** start Data extract **

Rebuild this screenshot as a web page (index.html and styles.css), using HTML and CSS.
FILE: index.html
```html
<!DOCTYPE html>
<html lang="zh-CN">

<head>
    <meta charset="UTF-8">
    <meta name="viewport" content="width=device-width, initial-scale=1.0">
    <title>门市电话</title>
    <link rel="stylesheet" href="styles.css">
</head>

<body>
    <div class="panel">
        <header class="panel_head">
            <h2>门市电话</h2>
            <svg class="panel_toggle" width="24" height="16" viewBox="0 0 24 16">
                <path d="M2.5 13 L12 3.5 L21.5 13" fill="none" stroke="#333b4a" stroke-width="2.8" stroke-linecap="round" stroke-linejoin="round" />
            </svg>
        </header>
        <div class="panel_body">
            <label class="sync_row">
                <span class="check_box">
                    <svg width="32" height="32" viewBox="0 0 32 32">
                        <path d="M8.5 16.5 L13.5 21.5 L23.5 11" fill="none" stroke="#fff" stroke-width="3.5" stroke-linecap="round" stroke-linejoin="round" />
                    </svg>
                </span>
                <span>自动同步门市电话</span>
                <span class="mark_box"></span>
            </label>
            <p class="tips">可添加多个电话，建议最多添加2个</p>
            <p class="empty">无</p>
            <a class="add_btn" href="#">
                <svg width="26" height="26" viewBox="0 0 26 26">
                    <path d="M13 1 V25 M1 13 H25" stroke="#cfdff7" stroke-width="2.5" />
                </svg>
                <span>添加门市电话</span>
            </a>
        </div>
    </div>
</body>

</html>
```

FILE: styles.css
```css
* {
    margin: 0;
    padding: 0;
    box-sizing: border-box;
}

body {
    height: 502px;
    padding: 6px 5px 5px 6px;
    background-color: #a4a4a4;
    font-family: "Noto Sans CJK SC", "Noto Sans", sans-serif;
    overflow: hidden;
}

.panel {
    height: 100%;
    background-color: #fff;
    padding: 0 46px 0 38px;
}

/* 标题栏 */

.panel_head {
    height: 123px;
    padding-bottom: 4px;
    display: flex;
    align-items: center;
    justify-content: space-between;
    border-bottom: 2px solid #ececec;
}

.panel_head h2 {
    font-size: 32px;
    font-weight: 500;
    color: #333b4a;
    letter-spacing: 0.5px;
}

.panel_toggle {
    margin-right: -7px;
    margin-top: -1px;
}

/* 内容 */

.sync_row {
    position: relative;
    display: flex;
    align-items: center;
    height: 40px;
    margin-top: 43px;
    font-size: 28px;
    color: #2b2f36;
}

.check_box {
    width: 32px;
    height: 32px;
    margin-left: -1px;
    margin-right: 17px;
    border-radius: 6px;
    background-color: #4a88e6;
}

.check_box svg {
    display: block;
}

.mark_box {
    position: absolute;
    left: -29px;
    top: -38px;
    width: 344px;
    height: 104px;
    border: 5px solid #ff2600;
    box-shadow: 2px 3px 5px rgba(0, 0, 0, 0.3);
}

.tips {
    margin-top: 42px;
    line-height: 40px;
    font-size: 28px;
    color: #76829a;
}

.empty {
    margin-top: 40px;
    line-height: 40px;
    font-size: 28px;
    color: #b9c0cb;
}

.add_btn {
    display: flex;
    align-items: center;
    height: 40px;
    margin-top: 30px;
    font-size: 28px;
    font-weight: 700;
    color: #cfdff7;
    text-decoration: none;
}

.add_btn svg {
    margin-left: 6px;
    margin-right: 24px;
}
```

** end Data extract **

--- Requirement ---
Gather up every line in the data above that contains the word "styles", copying each one.

--- Answer to this problem ---
Rebuild this screenshot as a web page (index.html and styles.css), using HTML and CSS.
    <link rel="stylesheet" href="styles.css">
FILE: styles.css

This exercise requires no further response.